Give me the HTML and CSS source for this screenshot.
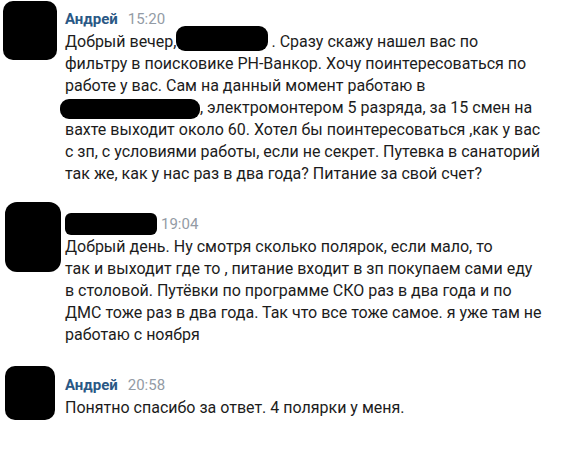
FILE: index.html
```html
<!DOCTYPE html>
<html lang="ru">
<head>
<meta charset="utf-8">
<link rel="stylesheet" href="styles.css">
</head>
<body>
<div class="chat">
  <div class="msg msg-1">
    <div class="avatar-col"><div class="avatar avatar-1"></div></div>
    <div class="content">
      <div class="head"><span class="name">Андрей</span><span class="time">15:20</span></div>
      <div class="text">Добрый вечер,<span class="redact redact-a"></span>. Сразу скажу нашел вас по<br>фильтру в поисковике РН-Ванкор. Хочу поинтересоваться по<br>работе у вас. Сам на данный момент работаю в<br><span class="redact redact-b"></span>, электромонтером 5 разряда, за 15 смен на<br>вахте выходит около 60. Хотел бы поинтересоваться ,как у вас<br>с зп, с условиями работы, если не секрет. Путевка в санаторий<br>так же, как у нас раз в два года? Питание за свой счет?</div>
    </div>
  </div>
  <div class="msg msg-2">
    <div class="avatar-col"><div class="avatar avatar-2"></div></div>
    <div class="content">
      <div class="head"><span class="redact redact-name"></span><span class="time">19:04</span></div>
      <div class="text">Добрый день. Ну смотря сколько полярок, если мало, то<br>так и выходит где то , питание входит в зп покупаем сами еду<br>в столовой. Путёвки по программе СКО раз в два года и по<br>ДМС тоже раз в два года. Так что все тоже самое. я уже там не<br>работаю с ноября</div>
    </div>
  </div>
  <div class="msg msg-3">
    <div class="avatar-col"><div class="avatar avatar-3"></div></div>
    <div class="content">
      <div class="head"><span class="name">Андрей</span><span class="time">20:58</span></div>
      <div class="text">Понятно спасибо за ответ. 4 полярки у меня.</div>
    </div>
  </div>
</div>
</body>
</html>
```
FILE: styles.css
```css
html, body {
  margin: 0;
  padding: 0;
  background: #ffffff;
}
body {
  font-family: Roboto, "Noto Sans", sans-serif;
  color: #1c1c1c;
}
.chat {
  display: flex;
  flex-direction: column;
  padding-top: 7px;
  gap: 27px;
}
.msg {
  display: grid;
  grid-template-columns: 65px 1fr;
}
.avatar {
  background: #000;
  border-radius: 10px;
}
.avatar-1 {
  width: 54px;
  height: 59px;
  margin: -6px 0 0 3px;
}
.avatar-2 {
  width: 56px;
  height: 70px;
  margin: -10px 0 0 5px;
  border-radius: 12px;
}
.avatar-3 {
  width: 50px;
  height: 54px;
  margin: -7px 0 0 5px;
}
.head {
  display: flex;
  align-items: center;
  height: 24px;
  gap: 10px;
}
.name {
  font-weight: 700;
  font-size: 15px;
  color: #2a5885;
}
.time {
  font-size: 15px;
  color: #939ba5;
}
.text {
  font-size: 16px;
  line-height: 22px;
  white-space: nowrap;
}
.redact {
  display: inline-block;
  background: #000;
  border-radius: 9px;
  vertical-align: middle;
}
.redact-a {
  width: 92px;
  height: 25px;
  margin: -6px 3px 2px 0;
}
.redact-b {
  width: 140px;
  height: 20px;
  margin: -1px 0 -1px -5px;
}
.redact-name {
  width: 92px;
  height: 22px;
  border-radius: 6px;
  margin-right: -6px;
}
```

_ _ _

**To do:** Quote the listing above in full, except for the pictures.

**Answer to the problem:**
Give me the HTML and CSS source for this screenshot.
FILE: index.html
```html
<!DOCTYPE html>
<html lang="ru">
<head>
<meta charset="utf-8">
<link rel="stylesheet" href="styles.css">
</head>
<body>
<div class="chat">
  <div class="msg msg-1">
    <div class="avatar-col"><div class="avatar avatar-1"></div></div>
    <div class="content">
      <div class="head"><span class="name">Андрей</span><span class="time">15:20</span></div>
      <div class="text">Добрый вечер,<span class="redact redact-a"></span>. Сразу скажу нашел вас по<br>фильтру в поисковике РН-Ванкор. Хочу поинтересоваться по<br>работе у вас. Сам на данный момент работаю в<br><span class="redact redact-b"></span>, электромонтером 5 разряда, за 15 смен на<br>вахте выходит около 60. Хотел бы поинтересоваться ,как у вас<br>с зп, с условиями работы, если не секрет. Путевка в санаторий<br>так же, как у нас раз в два года? Питание за свой счет?</div>
    </div>
  </div>
  <div class="msg msg-2">
    <div class="avatar-col"><div class="avatar avatar-2"></div></div>
    <div class="content">
      <div class="head"><span class="redact redact-name"></span><span class="time">19:04</span></div>
      <div class="text">Добрый день. Ну смотря сколько полярок, если мало, то<br>так и выходит где то , питание входит в зп покупаем сами еду<br>в столовой. Путёвки по программе СКО раз в два года и по<br>ДМС тоже раз в два года. Так что все тоже самое. я уже там не<br>работаю с ноября</div>
    </div>
  </div>
  <div class="msg msg-3">
    <div class="avatar-col"><div class="avatar avatar-3"></div></div>
    <div class="content">
      <div class="head"><span class="name">Андрей</span><span class="time">20:58</span></div>
      <div class="text">Понятно спасибо за ответ. 4 полярки у меня.</div>
    </div>
  </div>
</div>
</body>
</html>
```
FILE: styles.css
```css
html, body {
  margin: 0;
  padding: 0;
  background: #ffffff;
}
body {
  font-family: Roboto, "Noto Sans", sans-serif;
  color: #1c1c1c;
}
.chat {
  display: flex;
  flex-direction: column;
  padding-top: 7px;
  gap: 27px;
}
.msg {
  display: grid;
  grid-template-columns: 65px 1fr;
}
.avatar {
  background: #000;
  border-radius: 10px;
}
.avatar-1 {
  width: 54px;
  height: 59px;
  margin: -6px 0 0 3px;
}
.avatar-2 {
  width: 56px;
  height: 70px;
  margin: -10px 0 0 5px;
  border-radius: 12px;
}
.avatar-3 {
  width: 50px;
  height: 54px;
  margin: -7px 0 0 5px;
}
.head {
  display: flex;
  align-items: center;
  height: 24px;
  gap: 10px;
}
.name {
  font-weight: 700;
  font-size: 15px;
  color: #2a5885;
}
.time {
  font-size: 15px;
  color: #939ba5;
}
.text {
  font-size: 16px;
  line-height: 22px;
  white-space: nowrap;
}
.redact {
  display: inline-block;
  background: #000;
  border-radius: 9px;
  vertical-align: middle;
}
.redact-a {
  width: 92px;
  height: 25px;
  margin: -6px 3px 2px 0;
}
.redact-b {
  width: 140px;
  height: 20px;
  margin: -1px 0 -1px -5px;
}
.redact-name {
  width: 92px;
  height: 22px;
  border-radius: 6px;
  margin-right: -6px;
}
```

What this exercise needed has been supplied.